= PROBLEM STATEMENT =
Identify and copy all lines of the material where the string "html" is found.

= DATA SECTION =
** START **

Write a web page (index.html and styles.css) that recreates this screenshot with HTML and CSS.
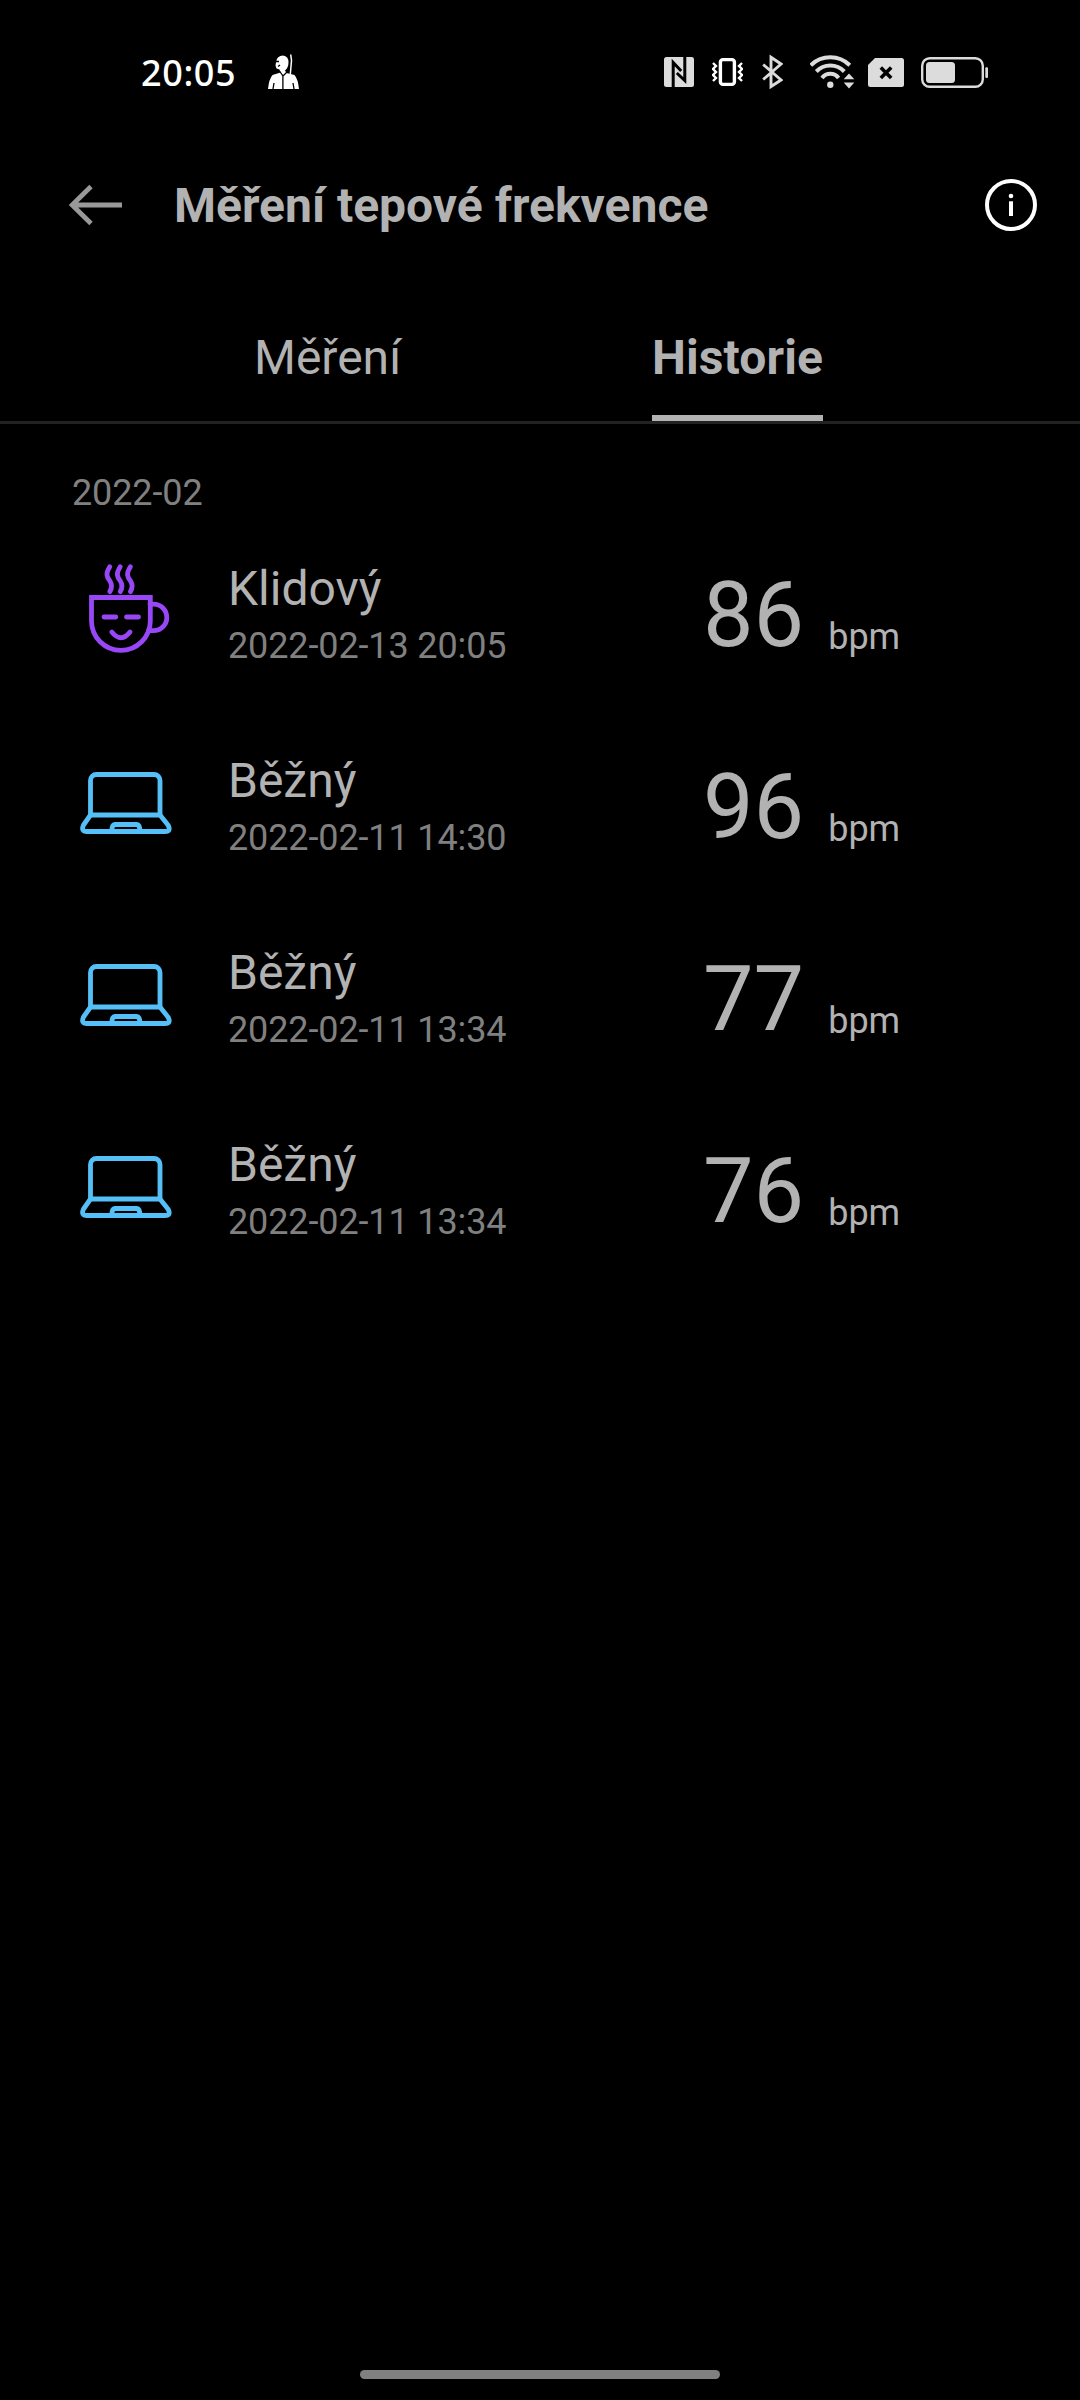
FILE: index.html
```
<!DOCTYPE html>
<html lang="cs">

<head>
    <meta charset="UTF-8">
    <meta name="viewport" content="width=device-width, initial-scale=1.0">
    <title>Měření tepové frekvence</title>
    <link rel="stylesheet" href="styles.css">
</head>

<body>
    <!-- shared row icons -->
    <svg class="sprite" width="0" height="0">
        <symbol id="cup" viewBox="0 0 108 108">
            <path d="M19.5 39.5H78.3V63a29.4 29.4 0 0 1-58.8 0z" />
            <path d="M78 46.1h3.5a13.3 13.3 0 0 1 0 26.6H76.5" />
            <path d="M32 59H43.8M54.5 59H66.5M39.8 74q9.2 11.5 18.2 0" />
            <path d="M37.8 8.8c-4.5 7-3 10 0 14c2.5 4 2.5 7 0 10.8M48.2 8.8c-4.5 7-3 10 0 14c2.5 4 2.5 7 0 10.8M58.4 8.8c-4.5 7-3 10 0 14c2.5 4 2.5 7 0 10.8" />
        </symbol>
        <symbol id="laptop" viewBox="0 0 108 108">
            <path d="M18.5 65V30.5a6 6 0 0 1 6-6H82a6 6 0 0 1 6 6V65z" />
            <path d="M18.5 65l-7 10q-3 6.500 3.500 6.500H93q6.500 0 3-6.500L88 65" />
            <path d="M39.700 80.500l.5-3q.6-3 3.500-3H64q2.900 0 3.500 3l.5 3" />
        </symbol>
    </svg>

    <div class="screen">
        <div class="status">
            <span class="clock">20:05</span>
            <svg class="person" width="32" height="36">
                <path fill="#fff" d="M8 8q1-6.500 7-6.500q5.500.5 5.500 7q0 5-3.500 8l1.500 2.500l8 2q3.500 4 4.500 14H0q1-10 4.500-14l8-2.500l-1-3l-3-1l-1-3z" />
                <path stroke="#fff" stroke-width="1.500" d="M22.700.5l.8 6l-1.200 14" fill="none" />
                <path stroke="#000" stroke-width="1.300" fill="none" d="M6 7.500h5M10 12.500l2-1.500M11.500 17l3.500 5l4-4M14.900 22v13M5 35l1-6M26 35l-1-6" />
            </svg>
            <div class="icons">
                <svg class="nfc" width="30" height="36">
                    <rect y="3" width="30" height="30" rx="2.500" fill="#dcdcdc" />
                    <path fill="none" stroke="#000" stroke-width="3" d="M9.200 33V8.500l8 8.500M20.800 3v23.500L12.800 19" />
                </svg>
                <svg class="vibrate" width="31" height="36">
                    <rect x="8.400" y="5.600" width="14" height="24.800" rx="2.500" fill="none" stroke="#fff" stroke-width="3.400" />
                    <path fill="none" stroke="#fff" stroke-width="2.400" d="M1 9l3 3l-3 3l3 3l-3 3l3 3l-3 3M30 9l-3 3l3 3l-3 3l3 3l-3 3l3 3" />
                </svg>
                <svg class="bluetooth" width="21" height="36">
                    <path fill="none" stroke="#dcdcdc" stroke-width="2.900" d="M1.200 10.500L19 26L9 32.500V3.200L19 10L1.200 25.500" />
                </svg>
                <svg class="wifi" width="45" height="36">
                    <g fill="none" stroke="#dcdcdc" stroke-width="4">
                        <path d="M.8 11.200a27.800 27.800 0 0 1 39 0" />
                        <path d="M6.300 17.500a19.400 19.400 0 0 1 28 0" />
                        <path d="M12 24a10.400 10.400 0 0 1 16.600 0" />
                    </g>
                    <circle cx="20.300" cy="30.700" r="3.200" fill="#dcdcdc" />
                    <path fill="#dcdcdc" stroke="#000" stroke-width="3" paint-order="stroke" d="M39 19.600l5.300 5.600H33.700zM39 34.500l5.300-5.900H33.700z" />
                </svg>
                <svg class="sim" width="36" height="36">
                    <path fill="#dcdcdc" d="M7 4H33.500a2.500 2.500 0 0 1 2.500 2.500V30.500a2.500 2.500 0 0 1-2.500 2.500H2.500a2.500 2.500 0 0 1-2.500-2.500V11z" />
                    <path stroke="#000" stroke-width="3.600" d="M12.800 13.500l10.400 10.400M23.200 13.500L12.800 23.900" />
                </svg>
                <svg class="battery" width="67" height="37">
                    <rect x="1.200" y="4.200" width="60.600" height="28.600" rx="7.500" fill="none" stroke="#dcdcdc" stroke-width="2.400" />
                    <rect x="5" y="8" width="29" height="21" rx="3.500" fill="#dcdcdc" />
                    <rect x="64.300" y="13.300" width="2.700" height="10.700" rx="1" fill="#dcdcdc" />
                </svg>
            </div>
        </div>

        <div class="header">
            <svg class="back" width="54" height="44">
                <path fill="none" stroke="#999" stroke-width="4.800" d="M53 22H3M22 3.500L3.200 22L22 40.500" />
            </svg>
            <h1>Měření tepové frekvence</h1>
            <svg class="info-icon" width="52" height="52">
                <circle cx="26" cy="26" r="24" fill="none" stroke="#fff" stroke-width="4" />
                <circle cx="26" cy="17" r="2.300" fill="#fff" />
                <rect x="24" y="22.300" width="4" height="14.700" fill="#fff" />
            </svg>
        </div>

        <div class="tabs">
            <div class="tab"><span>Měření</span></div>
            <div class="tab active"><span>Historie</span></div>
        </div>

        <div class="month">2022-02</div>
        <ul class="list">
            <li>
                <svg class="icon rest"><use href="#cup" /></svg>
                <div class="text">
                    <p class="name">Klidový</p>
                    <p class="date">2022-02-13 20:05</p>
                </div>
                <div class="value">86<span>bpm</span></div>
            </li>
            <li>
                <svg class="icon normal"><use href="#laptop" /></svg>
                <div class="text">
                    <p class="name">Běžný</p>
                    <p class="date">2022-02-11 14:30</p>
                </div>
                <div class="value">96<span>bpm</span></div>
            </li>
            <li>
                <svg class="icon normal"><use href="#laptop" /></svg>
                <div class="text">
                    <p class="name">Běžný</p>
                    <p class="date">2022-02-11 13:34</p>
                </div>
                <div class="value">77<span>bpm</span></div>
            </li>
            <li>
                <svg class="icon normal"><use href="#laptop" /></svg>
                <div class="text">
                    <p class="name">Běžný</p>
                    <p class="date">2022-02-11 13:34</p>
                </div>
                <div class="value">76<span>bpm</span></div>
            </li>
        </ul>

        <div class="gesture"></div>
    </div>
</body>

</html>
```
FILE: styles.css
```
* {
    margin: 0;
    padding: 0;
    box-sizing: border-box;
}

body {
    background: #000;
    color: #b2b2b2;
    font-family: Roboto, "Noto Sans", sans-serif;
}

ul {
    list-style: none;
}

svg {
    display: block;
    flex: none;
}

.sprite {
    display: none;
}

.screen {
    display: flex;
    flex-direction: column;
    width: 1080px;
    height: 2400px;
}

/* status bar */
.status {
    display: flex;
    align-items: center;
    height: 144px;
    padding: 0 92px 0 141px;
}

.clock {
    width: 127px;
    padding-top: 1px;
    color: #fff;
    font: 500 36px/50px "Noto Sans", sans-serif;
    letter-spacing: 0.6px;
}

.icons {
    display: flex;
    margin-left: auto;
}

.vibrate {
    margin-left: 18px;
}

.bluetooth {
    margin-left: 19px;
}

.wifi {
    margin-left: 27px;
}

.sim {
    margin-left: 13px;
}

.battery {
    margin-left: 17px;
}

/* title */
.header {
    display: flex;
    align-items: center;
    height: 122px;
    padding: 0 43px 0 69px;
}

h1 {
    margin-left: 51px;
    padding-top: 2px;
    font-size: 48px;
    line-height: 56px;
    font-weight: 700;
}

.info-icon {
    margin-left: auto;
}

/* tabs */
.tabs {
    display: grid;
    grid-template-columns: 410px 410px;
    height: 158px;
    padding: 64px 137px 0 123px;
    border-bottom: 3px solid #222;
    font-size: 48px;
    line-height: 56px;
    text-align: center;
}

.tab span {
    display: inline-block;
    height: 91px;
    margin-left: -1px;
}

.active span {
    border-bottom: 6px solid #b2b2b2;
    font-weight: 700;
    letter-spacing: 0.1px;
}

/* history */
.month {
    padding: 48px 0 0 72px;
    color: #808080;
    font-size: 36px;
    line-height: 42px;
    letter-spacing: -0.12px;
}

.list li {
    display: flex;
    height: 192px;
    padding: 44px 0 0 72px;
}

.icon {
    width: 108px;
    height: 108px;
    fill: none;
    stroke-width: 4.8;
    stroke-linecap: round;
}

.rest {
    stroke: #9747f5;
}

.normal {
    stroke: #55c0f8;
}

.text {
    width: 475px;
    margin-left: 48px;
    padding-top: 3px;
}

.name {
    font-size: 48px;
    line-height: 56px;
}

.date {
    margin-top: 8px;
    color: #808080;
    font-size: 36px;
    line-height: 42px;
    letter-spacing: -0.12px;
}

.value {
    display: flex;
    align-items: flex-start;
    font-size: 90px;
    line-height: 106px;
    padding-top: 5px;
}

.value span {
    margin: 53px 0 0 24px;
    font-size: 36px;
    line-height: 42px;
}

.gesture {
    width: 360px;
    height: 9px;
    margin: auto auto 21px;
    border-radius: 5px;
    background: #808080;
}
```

** END **

= TASK RESPONSE =
Write a web page (index.html and styles.css) that recreates this screenshot with HTML and CSS.
FILE: index.html
<!DOCTYPE html>
<html lang="cs">
</html>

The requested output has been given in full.